▸ Stated task: Determine the count of lines holding the string "code". Return only the number.

▸ Records for processing:
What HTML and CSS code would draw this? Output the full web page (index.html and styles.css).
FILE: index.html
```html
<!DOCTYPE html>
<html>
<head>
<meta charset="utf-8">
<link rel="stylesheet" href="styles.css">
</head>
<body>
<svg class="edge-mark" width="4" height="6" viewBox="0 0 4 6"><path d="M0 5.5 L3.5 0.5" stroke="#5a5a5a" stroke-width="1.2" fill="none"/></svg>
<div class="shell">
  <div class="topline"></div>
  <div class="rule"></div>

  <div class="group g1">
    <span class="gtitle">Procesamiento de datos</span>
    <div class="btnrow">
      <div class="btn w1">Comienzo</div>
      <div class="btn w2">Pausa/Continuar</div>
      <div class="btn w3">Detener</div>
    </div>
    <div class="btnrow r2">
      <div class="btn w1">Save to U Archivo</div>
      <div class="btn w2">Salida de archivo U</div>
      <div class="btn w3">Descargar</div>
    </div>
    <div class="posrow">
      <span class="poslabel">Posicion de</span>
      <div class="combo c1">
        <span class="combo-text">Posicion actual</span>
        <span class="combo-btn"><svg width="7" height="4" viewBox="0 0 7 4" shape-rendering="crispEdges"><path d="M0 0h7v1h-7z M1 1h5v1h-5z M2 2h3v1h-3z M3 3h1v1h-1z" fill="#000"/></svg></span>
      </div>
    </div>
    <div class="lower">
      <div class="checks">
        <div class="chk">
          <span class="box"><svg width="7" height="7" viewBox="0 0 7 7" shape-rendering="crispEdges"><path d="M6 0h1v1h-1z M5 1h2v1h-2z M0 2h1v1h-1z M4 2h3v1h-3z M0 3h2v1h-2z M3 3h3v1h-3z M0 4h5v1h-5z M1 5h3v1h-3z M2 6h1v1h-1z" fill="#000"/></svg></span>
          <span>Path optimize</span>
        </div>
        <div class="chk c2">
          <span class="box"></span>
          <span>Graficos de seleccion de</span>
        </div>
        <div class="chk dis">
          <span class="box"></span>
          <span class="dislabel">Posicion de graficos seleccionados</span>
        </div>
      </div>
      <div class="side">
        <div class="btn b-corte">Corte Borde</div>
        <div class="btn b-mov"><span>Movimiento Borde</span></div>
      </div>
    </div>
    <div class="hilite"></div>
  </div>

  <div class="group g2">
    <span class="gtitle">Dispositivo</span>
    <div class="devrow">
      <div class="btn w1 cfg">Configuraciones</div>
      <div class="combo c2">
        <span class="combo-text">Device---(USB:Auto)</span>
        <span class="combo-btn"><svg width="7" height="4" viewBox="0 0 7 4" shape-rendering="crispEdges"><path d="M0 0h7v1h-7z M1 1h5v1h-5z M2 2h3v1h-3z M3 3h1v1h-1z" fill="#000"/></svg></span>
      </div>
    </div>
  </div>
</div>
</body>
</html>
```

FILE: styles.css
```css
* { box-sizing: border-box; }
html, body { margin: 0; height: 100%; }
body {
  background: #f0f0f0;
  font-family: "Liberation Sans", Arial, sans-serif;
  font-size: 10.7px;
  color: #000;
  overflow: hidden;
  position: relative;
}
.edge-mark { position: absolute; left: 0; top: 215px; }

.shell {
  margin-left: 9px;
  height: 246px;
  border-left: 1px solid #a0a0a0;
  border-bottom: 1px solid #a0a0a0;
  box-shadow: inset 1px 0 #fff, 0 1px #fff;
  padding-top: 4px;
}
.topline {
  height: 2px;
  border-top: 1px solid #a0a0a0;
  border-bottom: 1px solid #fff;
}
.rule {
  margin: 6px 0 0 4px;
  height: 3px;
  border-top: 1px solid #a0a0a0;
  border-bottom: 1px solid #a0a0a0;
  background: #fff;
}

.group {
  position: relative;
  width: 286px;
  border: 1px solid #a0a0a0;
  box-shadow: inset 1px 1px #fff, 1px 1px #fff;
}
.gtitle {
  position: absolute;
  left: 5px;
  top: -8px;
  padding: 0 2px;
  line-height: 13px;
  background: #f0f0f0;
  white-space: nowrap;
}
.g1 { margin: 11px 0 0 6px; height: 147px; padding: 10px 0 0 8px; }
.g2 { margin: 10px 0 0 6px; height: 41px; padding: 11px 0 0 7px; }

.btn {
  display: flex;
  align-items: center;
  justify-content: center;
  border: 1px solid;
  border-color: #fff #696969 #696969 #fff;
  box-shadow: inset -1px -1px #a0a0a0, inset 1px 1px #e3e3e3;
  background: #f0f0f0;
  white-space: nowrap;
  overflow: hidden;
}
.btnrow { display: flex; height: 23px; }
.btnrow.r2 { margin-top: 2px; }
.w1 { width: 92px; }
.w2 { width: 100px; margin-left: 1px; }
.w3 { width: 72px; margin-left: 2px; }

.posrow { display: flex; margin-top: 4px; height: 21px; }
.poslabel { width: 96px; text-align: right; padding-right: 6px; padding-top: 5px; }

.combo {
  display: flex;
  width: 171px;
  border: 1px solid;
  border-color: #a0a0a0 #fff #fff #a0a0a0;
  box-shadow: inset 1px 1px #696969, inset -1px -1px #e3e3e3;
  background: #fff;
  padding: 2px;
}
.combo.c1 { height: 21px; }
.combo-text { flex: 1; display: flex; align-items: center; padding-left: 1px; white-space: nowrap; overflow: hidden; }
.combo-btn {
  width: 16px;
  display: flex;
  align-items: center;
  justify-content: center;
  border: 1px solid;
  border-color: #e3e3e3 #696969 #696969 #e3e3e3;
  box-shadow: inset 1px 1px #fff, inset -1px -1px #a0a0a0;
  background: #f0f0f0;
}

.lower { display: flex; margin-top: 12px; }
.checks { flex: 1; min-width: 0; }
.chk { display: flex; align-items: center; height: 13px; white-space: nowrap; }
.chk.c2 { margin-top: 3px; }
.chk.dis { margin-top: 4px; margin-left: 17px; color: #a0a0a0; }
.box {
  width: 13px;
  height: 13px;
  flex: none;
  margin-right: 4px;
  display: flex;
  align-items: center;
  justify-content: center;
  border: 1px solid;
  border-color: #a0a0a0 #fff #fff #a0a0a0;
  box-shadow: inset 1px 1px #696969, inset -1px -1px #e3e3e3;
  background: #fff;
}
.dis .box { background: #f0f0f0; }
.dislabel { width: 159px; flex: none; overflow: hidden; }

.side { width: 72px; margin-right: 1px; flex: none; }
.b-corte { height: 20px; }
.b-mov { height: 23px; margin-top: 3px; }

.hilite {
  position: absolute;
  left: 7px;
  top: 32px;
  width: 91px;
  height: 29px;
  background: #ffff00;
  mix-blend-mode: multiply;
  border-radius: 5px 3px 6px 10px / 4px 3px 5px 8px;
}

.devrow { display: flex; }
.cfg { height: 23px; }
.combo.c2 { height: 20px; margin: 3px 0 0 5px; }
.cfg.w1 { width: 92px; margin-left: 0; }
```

--

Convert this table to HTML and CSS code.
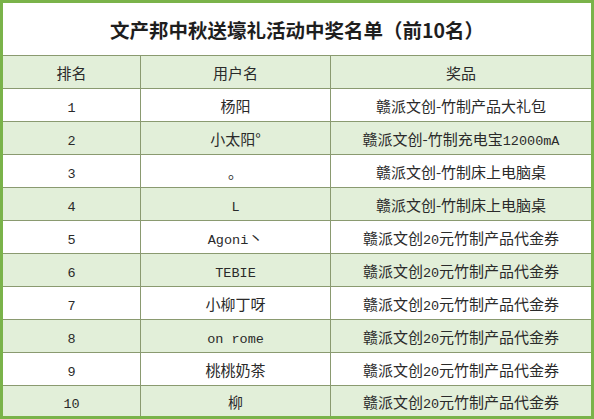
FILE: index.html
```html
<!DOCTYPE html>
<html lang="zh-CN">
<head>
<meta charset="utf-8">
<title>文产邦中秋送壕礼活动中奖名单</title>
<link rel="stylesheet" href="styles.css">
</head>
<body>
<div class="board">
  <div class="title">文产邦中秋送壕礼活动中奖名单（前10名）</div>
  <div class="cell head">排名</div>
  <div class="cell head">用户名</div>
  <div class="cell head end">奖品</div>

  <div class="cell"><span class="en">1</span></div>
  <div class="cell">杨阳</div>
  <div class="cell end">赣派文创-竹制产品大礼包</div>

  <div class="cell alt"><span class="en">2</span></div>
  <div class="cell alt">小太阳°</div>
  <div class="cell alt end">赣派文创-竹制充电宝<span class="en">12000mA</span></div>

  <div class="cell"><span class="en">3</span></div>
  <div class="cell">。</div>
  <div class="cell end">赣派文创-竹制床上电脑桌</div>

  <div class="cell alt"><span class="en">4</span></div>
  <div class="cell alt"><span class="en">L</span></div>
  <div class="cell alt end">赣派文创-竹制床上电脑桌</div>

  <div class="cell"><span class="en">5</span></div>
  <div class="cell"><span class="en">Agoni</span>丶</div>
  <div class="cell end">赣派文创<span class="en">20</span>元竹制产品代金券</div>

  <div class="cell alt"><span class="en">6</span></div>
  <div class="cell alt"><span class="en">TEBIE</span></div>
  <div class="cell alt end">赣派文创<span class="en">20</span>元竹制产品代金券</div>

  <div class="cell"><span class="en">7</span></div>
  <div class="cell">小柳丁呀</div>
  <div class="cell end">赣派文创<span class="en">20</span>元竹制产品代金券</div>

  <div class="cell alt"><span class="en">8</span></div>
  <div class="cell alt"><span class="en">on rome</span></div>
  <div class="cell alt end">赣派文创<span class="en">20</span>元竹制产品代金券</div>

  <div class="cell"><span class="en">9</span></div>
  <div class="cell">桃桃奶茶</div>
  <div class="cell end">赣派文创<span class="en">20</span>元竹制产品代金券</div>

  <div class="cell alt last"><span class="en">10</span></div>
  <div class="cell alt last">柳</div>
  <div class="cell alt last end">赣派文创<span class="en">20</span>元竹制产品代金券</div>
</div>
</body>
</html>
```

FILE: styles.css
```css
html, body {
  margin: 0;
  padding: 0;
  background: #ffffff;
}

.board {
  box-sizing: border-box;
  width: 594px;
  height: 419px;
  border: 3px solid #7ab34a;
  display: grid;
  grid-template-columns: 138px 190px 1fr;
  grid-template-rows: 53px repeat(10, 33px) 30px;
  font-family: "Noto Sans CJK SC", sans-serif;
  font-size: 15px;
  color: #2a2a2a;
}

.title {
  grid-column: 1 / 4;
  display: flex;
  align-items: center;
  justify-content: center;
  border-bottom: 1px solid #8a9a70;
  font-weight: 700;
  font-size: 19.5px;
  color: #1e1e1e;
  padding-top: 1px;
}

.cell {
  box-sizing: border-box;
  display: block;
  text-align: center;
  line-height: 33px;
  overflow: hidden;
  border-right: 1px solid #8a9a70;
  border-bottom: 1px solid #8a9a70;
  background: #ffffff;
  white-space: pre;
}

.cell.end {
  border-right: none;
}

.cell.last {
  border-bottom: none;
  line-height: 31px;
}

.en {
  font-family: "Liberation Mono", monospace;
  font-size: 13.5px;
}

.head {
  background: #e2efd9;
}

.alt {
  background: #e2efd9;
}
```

* * *

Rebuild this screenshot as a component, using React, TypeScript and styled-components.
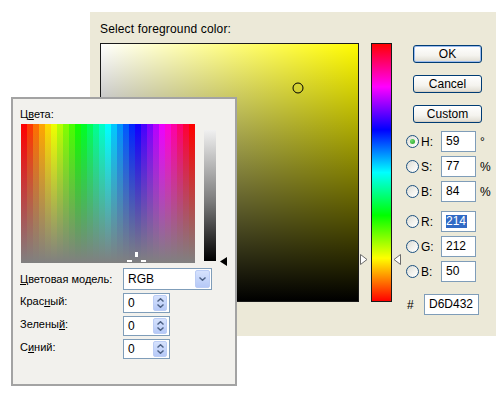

▸ Task result: 2